Les Romans Occultes de Dion Fortune
Le Taureau Ailé
par A.Sumner version française Tof et Maud K.
Le Taureau Ailé est le nom d’un grand sphinx babylonien : il a le corps d’un taureau, des ailes couvrant son dos et la tête d’un noble babylonien, avec sa barbe et son couvre chef caractéristique. On peut encore le voir aujourd’hui au British Museum à Londres. Sur la plaquette devant lui, il est décrit comme un « Esprit Gardien » c’est à dire qu’il aurait été placé à l’entrée d’un temple, avec ses congénères, pour le garder. Je dois admettre que quand je l’ai vu moi-même l’an passé, j’ai trouvé intéressant de penser que je me tenais probablement au même endroit que Dion elle-même 70 ans plus tôt.
Mais pour l’imagination fertile de Dion, ce Taureau ailé n’est pas vraiment un esprit gardien mais plutôt une métaphore pour la sexualité (le Taureau) qui est sublimée par la Spiritualité (ses ailes). Dion prolonge cette métaphore, en parlant d’une fictive « Messe du Taureau » (c’est à dire sans ailes) qui est conduite par une loge de magiciens noirs : il s’agit implicitement d’une sorte de « messe noire » comme celle conduite par La Voisin – même si dans le roman on ne parvient jamais à procéder au rituel infâme.
Le thème central est la magie curative d’un homme et d’une femme. Elle (Ursula) a été réduite à l’état d’épave névrotique et sans volonté à cause de sa collaboration avec un magicien noir. L'homme (Murchison) qui est déterminé à la sauver, constate qu’il doit lutter contre les imperfections de sa propre personnalité. Il s’agit d’un homme fier mais isolé ; pendant longtemps il a du mal à ressentir de la compassion pour la demoiselle qu’il est sensé sauver.
L'agent de cette transmutation magique est un magicien vieux et sage, qui, significativement, n’est lié à aucune organisation magique. Ce même magicien possède non seulement son propre appartement à Londres mais a aussi un revenu personnel - de sorte qu’il n’est pas obligé de travailler mais peut consacrer tout son temps à l’occulte. (Ah, si seulement…)

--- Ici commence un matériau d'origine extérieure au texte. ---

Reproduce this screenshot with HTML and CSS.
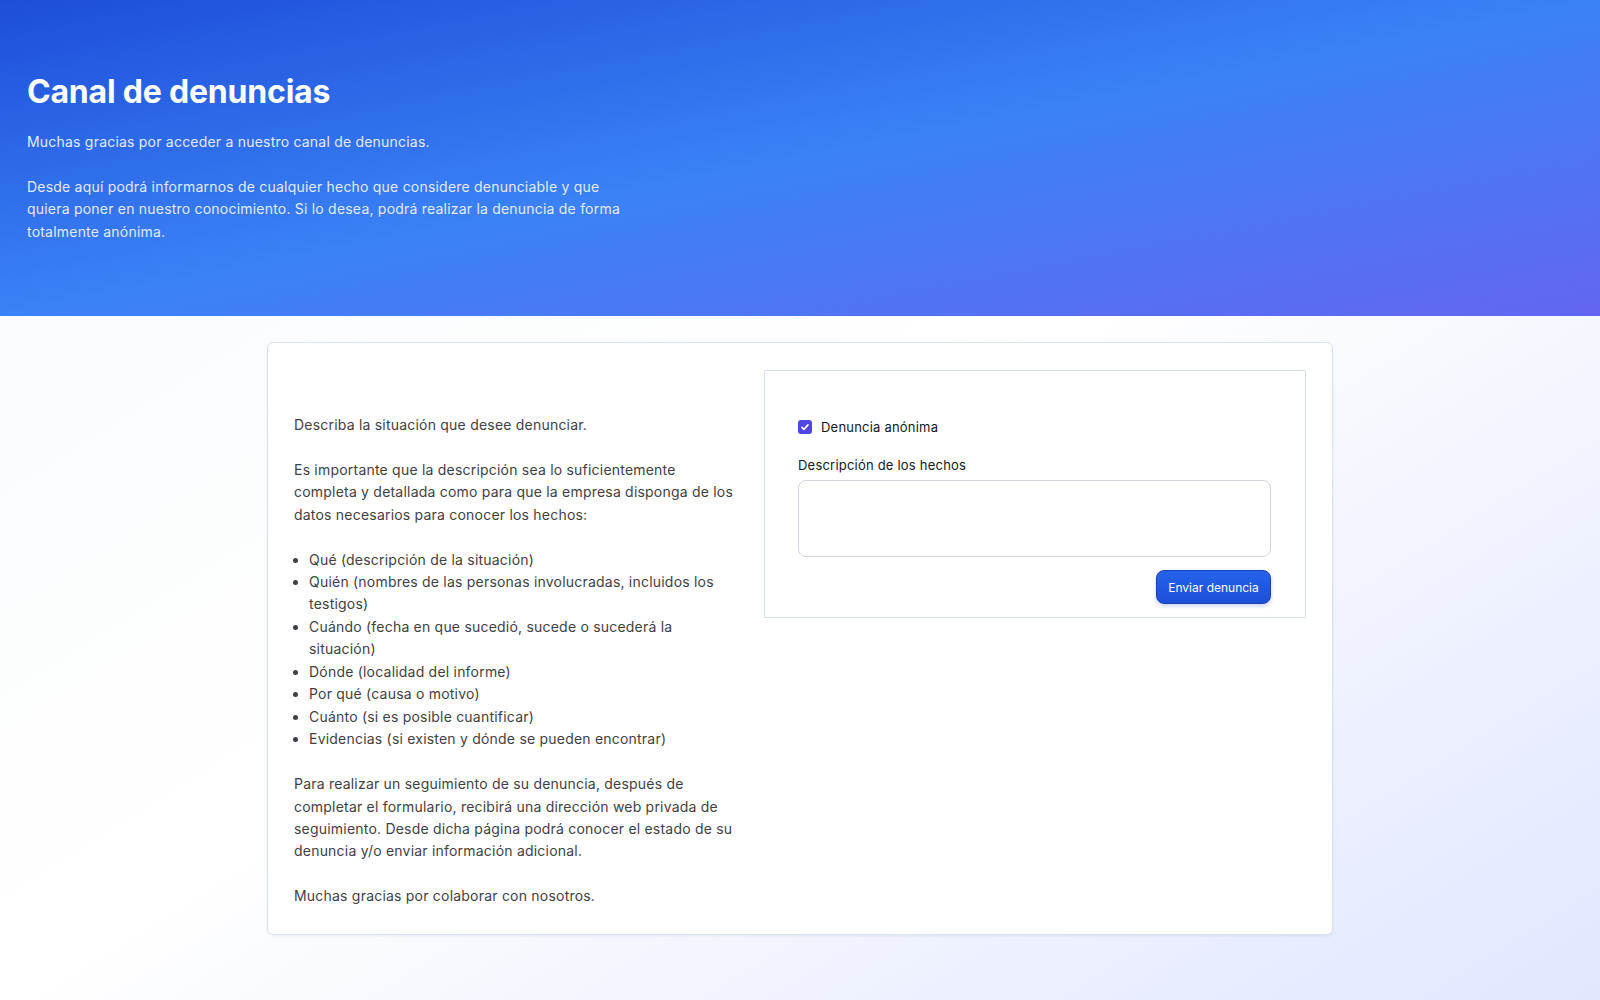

Même si Fortune semblait être une féministe dans Les Secrets du Docteur Taverner, dans ce roman, Ursula n’apparaît pas, dans un premier temps, comme un personnage très sympathique. En tant que lecteurs, on nous donne l’impression qu’elle est elle-même partiellement responsable de sa situation fâcheuse. Pourquoi ? Pour Dion Fortune, les soins magiques au centre de l’histoire sont une métaphore pour quelque chose que dans la vie, les deux sexes doivent généralement expérimenter. Murchison, représentant les hommes, est guéri quand il apprend la véritable signification du sacrifice de soi et admet ses propres sentiments de compassion et de sensibilité envers Ursula. Ursula, représentant les femmes, se rend compte par la suite qu’elle doit accepter la sexualité au lieu de la réprimer : elle se rend d’ailleurs aussi compte qu’elle n’avait pas assez pris en compte les efforts de Murchison. Finalement, elle le sauve d’une fin odieuse aux mains des magiciens noirs en étant elle-même courageuse.
Ainsi, il est guéri en devenant sensible et compatissant et elle est guérie en devenant positive, courageuse et responsable de sa propre sexualité. C’est comme si les deux personnes étaient en fait guéries en acceptant ce que Fortune considère comme les meilleures caractéristiques du sexe opposé - un équilibre des énergies masculines et féminines.